Years of formation of universe, early stars, galaxies and quasars

Universe (Credit: Henrique Feliciano Silva/Flickr)

Formation of Universe:

Universe is thought to be formed about 13.8 ± 0.2 billion years ago at the Hubble constant H0 = 67.3 ± 1.2 km/s/Mpc, and a high value of the matter density parameter, Ωm = 0.315±0.017.

Formation of metals:

Scientists are of the opinion that only elements up to 4He and traces of Li, Be, B were formed in the early universe during Big Bang Nucleosynthesis (BBN), while heavier elements were formed by stellar nucleosynthesis and dispersed in the interstellar space by the supernova explosions.

Researchers are of the opinion that probably star formation started earlier than the formation of quasars. Those early stars produced supernovae and gave the metals to the space around them.

Star formation:

Astronomers are of the opinion that although the star formation started much earlier, i.e. redshift of about 30 (z∼30) but huge number of stars and galaxies have been formed very recently showing the redshifts of the order unity zform ≤ 10. Some stars are as old as the age of the universe (or older than the age of the universe) and some of the examples of those stars are present in our Milky Way. Some examples of those stars are presented below:

  • A star in the galactic halo, HE 1523-0901, is about 13.2 billion years old
  • The age of BD+17o 3248 is estimated to be 13.8 ± 4 billion years
  • The age of the star HD 140 283 is 14.46 ± 0.31 billion years

Researchers are of the opinion that the age of these stars (whose value is exceeding the age of the universe) could be pregalactic stars that were captured by the galaxy later and they behaved as cold dark matter.

Stars and Galaxy (Credit: Flickr)

Galaxy formation:

Galaxies and clusters of galaxies are thought to be formed at z = 2 − 3, i.e. about 3.27-2.14 billion years after the formation of universe. However, some of the galaxies are thought to be formed at high redshifts as there is an example of a galaxy, i.e. cluster MACS J1149+2223, at the redshift z ∼ 9.6 corresponding to the age of about 500 million years after the formation of universe and there is another example of a galaxy at redshift z ∼ 11 corresponding to the universe age of 410 million years.


Quasars are compact objects in space, usually with a large red shift indicating extreme remoteness, that emit huge amounts of energy, sometimes equal to the energy output of an entire galaxy. They are also supposed to be supermassive blackholes.

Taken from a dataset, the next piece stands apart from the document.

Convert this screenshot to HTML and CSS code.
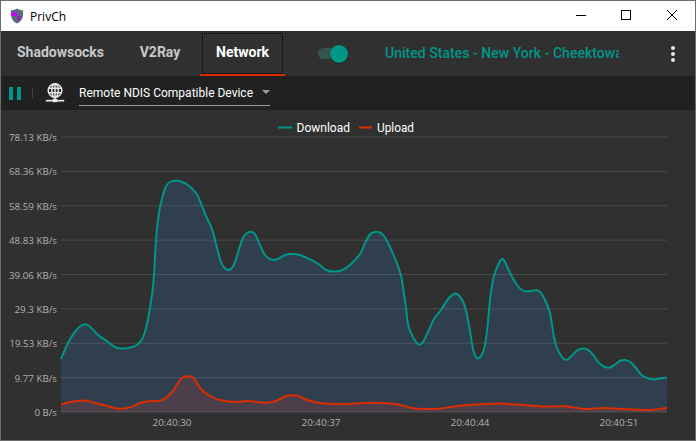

They are also among the early formed objects in the universe. The maximum redshift of an observed quasar is 7.085 corresponding to the age of about 750 million years after universe formation.

Baryonic matter:

It has been found that about 30% of all baryons – a subatomic particle belonging to a group that undergo strong interactions, have a mass greater than or equal to that of the proton, and consist of three quarks – are present in stars and in intergalactic gas in clusters of galaxies. Researchers have found that “a fraction 10−3 of all baryons may have formed luminous objects by z = 30”. This redshift shows the time when the age of the universe was about hundred million years at the Hubble constant of 67.3 km/s/Mpc and the matter density parameter of 0.315.

It has also been reported that about 10−6 of all baryons are present in stars at redshift z ∼ 24−19 and the stellar fraction in baryons 10−3 is reached later, at z ∼ 15 − 14. These numbers showed that the fraction of baryonic matter in early stars was very low.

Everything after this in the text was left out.